Digital Wagner
New Photographs Celebrating the Los Angeles Opera’s 2010 Production of
Richard Wagner’s The Ring Cycle
I have taken my cue for approaching Richard Wagner’s The Ring Cycle from a passage in a 1989 book of commentaries on the operas, “Wagner’s Ring: Turning the Sky Around”, by Father Owen Lee.
“The Ring can be thought of as taking place, not only in its natural landscape of rivers and mountains covered by fir trees (the way Wagner wanted it on the stage), and not only in nineteenth-century industrialized Europe endangered by greed and corrupting materialism (the Wagner first thought of it, and some modern productions stage it), but in that inner landscape which is mine and yours (the way Wagner eventually suggested we see it).
Seen this way, the ring is a story of a soul in crisis. The great elemental world of gods and humankind is also the private world of our inner struggle with our own destructive impulses, of our awareness of limitations and guilt, of the emergence in us of new ideas, and the dying in humankind of transforming deaths.”
I first heard the Ring Cycle in 1970 at the Vienna Staatsopera, in a marathon 24 hour performance of all four operas. The music has stayed with me, and so I was happy to be invited by Jill Burnham of the LA Opera to create an exhibition of digital photographic impressions of the Ring coinciding with their 2010 Ring Cycle production.
My interest in making original imagery for this project stems from the extraordinary confluence of myth and psychology to be found in The Ring Cycle. The characters are symbolic and archetypal, yet relate directly to our own times as metaphors of socio/political realities and emotional states of being. It is not hard to project onto The Ring Cycle our collective journey, headed inexorably towards a momentous transformation in human consciousness, which must take place for our very survival.
I have made twenty-four new images, six for each opera, by picking out key moments I found of interest.
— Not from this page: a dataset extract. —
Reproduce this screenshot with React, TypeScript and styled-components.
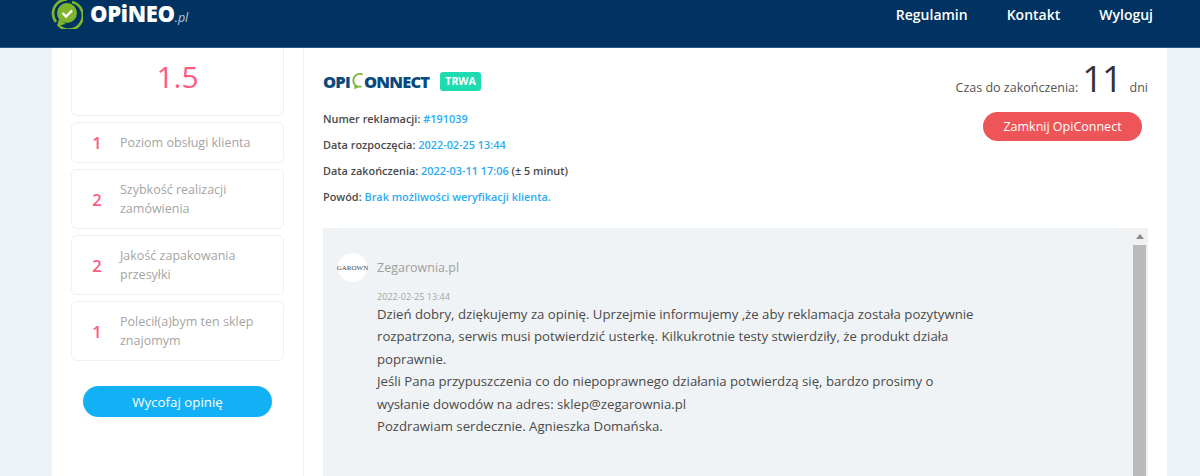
import React from 'react'
import styled, {createGlobalStyle} from 'styled-components'

const GlobalStyle = createGlobalStyle`
  html, body {
    margin: 0;
    height: 476px;
    overflow: hidden;
    background: #edf2f7;
    font-family: "Open Sans", "Noto Sans", sans-serif;
  }
  * {
    box-sizing: border-box;
  }
`

const Header = styled.header`
  height: 48px;
  background: #003361;
  border-bottom: 1px solid #2c5a84;
  display: flex;
  justify-content: space-between;
  padding: 0 47px 0 51px;
`
const Logo = styled.div`
  display: flex;
  align-items: flex-start;
  gap: 7px;
  height: 29px;
`
const LogoWord = styled.span`
  font-size: 22px;
  font-weight: 800;
  line-height: 26px;
  letter-spacing: -0.3px;
  color: #fff;
`
const LogoTld = styled.span`
  font-size: 12.5px;
  font-weight: 400;
  font-style: italic;
  letter-spacing: 0;
  color: #b9c9d8;
`
const Nav = styled.nav`
  display: flex;
  gap: 39px;
  height: 28px;
  align-items: center;
`
const NavLink = styled.a`
  font-size: 14px;
  font-weight: 600;
  color: #fff;
`

const Card = styled.main`
  width: 1115px;
  height: 428px;
  margin-left: 52px;
  background: #fff;
  display: grid;
  grid-template-columns: 252px 1fr;
`
const Sidebar = styled.aside`
  border-right: 1px solid #eef0f2;
  padding: 0 19px;
  display: flex;
  flex-direction: column;
  gap: 6px;
`
const ScoreBox = styled.div`
  height: 68px;
  border: 1px solid #eff0f1;
  border-top: none;
  border-radius: 0 0 6px 6px;
  text-align: center;
  font-size: 30px;
  font-weight: 500;
  line-height: 58px;
  color: #fd5c80;
`
const RatingRow = styled.div<{$tall?: boolean}>`
  height: ${(props) => (props.$tall ? '60px' : '41px')};
  border: 1px solid #eff0f1;
  border-radius: 6px;
  display: grid;
  grid-template-columns: 48px 1fr;
  align-items: center;
`
const RatingValue = styled.span`
  font-size: 16.5px;
  font-weight: 600;
  color: #fd5c80;
  text-align: center;
  padding-left: 2px;
`
const RatingLabel = styled.span`
  font-size: 12.5px;
  line-height: 19px;
  color: #a5a5a5;
  max-width: 140px;
`
const WithdrawButton = styled.button`
  width: 189px;
  height: 31px;
  margin: 19px 0 0 12px;
  border: none;
  border-radius: 16px;
  background: #12b1f5;
  color: #fff;
  font-family: inherit;
  font-size: 13.3px;
`

const Content = styled.section`
  padding: 19px 19px 0 19px;
`
const Top = styled.div`
  display: flex;
  justify-content: space-between;
  height: 161px;
`
const TitleRow = styled.div`
  display: flex;
  align-items: center;
  gap: 11px;
  height: 28px;
`
const Brand = styled.div`
  display: flex;
  align-items: center;
  font-size: 16.5px;
  font-weight: 800;
  letter-spacing: -0.8px;
  color: #0a4a7c;
`
const Badge = styled.span`
  background: #1fdcb0;
  color: #fff;
  font-size: 10.5px;
  font-weight: 700;
  border-radius: 3px;
  padding: 3px 5px;
  line-height: 13px;
`
const Details = styled.div`
  margin-top: 15px;
  display: flex;
  flex-direction: column;
  gap: 9px;
`
const DetailLine = styled.div`
  font-size: 10.9px;
  line-height: 17px;
  font-weight: 600;
  color: #4a4a4a;
`
const Accent = styled.span`
  color: #2aabf2;
`
const Aside = styled.div`
  display: flex;
  flex-direction: column;
  align-items: flex-end;
`
const Countdown = styled.div`
  display: flex;
  align-items: baseline;
  font-size: 12.5px;
  color: #555;
  height: 45px;
`
const CountdownNumber = styled.span`
  font-size: 36px;
  font-weight: 500;
  line-height: 24px;
  letter-spacing: -1px;
  color: #333;
  margin: 0 8px 0 4px;
`
const CloseButton = styled.button`
  width: 159px;
  height: 29px;
  margin: 0 6px 0 0;
  border: none;
  border-radius: 15px;
  background: #ee5558;
  color: #fff;
  font-family: inherit;
  font-size: 12.5px;
`

const Thread = styled.div`
  height: 248px;
  background: #f0f3f5;
  display: grid;
  grid-template-columns: 1fr 17px;
`
const Message = styled.article`
  padding: 25px 0 0 15px;
`
const Sender = styled.div`
  display: flex;
  align-items: center;
  gap: 10px;
`
const Avatar = styled.div`
  width: 29px;
  height: 29px;
  border-radius: 50%;
  background: #fff;
  display: flex;
  align-items: center;
  justify-content: center;
  font-family: "Liberation Serif", serif;
  font-size: 7px;
  color: #444;
`
const SenderName = styled.span`
  font-size: 12.5px;
  color: #a0a0a0;
`
const MessageBody = styled.div`
  margin: 10px 0 0 39px;
`
const Timestamp = styled.div`
  font-size: 9.1px;
  line-height: 10.5px;
  color: #a5a5a5;
`
const MessageText = styled.p`
  margin: 0;
  font-size: 13.2px;
  line-height: 22.6px;
  color: #4a4a4a;
  max-width: 620px;
`
const Scrollbar = styled.div`
  background: #f1f1f1;
  display: flex;
  flex-direction: column;
  align-items: center;
`
const ScrollArrow = styled.div`
  height: 17px;
  display: flex;
  align-items: center;
  justify-content: center;
`
const ScrollThumb = styled.div`
  flex: 1;
  width: 13px;
  background: #bababa;
`

const LogoMark = () => (
  <svg width="32" height="29" viewBox="0 1 32 29">
    <path d="M21 3 A14 14 0 1 1 7 25.5" fill="none" stroke="#7fb52d" strokeWidth="2.6" />
    <path d="M2 14 A14 14 0 0 1 16 0.5" fill="none" stroke="#7fb52d" strokeWidth="2.6" />
    <path d="M2 14 A14 14 0 0 0 5 23" fill="none" stroke="#7fb52d" strokeWidth="2.6" />
    <circle cx="16" cy="14" r="10" fill="#7fb52d" />
    <path d="M8 20 L6 27 L15 25 Z" fill="#7fb52d" />
    <path d="M11.5 14 L15 17.5 L21 11.5" fill="none" stroke="#fff" strokeWidth="2.4" />
  </svg>
)

const ConnectMark = () => (
  <svg width="14" height="18" viewBox="0 0 14 18">
    <path d="M12.6 2.4 A6.6 6.6 0 1 0 7.2 14.6 L11.5 14.6" fill="none" stroke="#79b52e" strokeWidth="1.8" />
    <path d="M4.5 13 L4.5 17.5 L9 14.5 Z" fill="#79b52e" />
  </svg>
)

const ratings = [
  {value: 1, label: 'Poziom obsługi klienta'},
  {value: 2, label: 'Szybkość realizacji zamówienia', tall: true},
  {value: 2, label: 'Jakość zapakowania przesyłki', tall: true},
  {value: 1, label: 'Polecił(a)bym ten sklep znajomym', tall: true},
]

export default function App() {
  return (
    <>
      <GlobalStyle />
      <Header>
        <Logo>
          <LogoMark />
          <LogoWord>OPiNEO<LogoTld>.pl</LogoTld></LogoWord>
        </Logo>
        <Nav>
          <NavLink>Regulamin</NavLink>
          <NavLink>Kontakt</NavLink>
          <NavLink>Wyloguj</NavLink>
        </Nav>
      </Header>
      <Card>
        <Sidebar>
          <ScoreBox>1.5</ScoreBox>
          {ratings.map((r) => (
            <RatingRow key={r.label} $tall={r.tall}>
              <RatingValue>{r.value}</RatingValue>
              <RatingLabel>{r.label}</RatingLabel>
            </RatingRow>
          ))}
          <WithdrawButton>Wycofaj opinię</WithdrawButton>
        </Sidebar>
        <Content>
          <Top>
            <div>
              <TitleRow>
                <Brand>OPI<ConnectMark />ONNECT</Brand>
                <Badge>TRWA</Badge>
              </TitleRow>
              <Details>
                <DetailLine>Numer reklamacji: <Accent>#191039</Accent></DetailLine>
                <DetailLine>Data rozpoczęcia: <Accent>2022-02-25 13:44</Accent></DetailLine>
                <DetailLine>Data zakończenia: <Accent>2022-03-11 17:06</Accent> (± 5 minut)</DetailLine>
                <DetailLine>Powód: <Accent>Brak możliwości weryfikacji klienta.</Accent></DetailLine>
              </Details>
            </div>
            <Aside>
              <Countdown>
                Czas do zakończenia:
                <CountdownNumber>11</CountdownNumber>
                dni
              </Countdown>
              <CloseButton>Zamknij OpiConnect</CloseButton>
            </Aside>
          </Top>
          <Thread>
            <Message>
              <Sender>
                <Avatar>GAROWN</Avatar>
                <SenderName>Zegarownia.pl</SenderName>
              </Sender>
              <MessageBody>
                <Timestamp>2022-02-25 13:44</Timestamp>
                <MessageText>
                  Dzień dobry, dziękujemy za opinię. Uprzejmie informujemy ,że aby reklamacja została pozytywnie<br />
                  rozpatrzona, serwis musi potwierdzić usterkę. Kilkukrotnie testy stwierdziły, że produkt działa<br />
                  poprawnie.<br />
                  Jeśli Pana przypuszczenia co do niepoprawnego działania potwierdzą się, bardzo prosimy o<br />
                  wysłanie dowodów na adres: sklep@zegarownia.pl<br />
                  Pozdrawiam serdecznie. Agnieszka Domańska.
                </MessageText>
              </MessageBody>
            </Message>
            <Scrollbar>
              <ScrollArrow>
                <svg width="8" height="5" viewBox="0 0 8 5"><path d="M0 5 L4 0 L8 5 Z" fill="#8a8a8a" /></svg>
              </ScrollArrow>
              <ScrollThumb />
            </Scrollbar>
          </Thread>
        </Content>
      </Card>
    </>
  )
}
I have interpreted Wagner quite freely in ‘real time’ by including a cast of characters who are friends, acquaintances, and art world personalities as stand-ins for Wotan, Brunnhilde, Siegfried, Mime, Alberich and other memorable characters from The Ring Cycle. Digital Wagner is LA-centric, in the spirit of experimentation reflected in the LA Opera’s timely staging of The Ring Cycle.
The viewer doesn’t need to know The Ring Cycle to appreciate and enjoy the Digital Wagner photographs. Each picture can stand on its own with layers of images creating a unique contemporary narrative. The prints in this exhibition are small to fit the site: they can be printed as large as 38” x 60”, and will be seen as cinematic projections during the opening on May 1.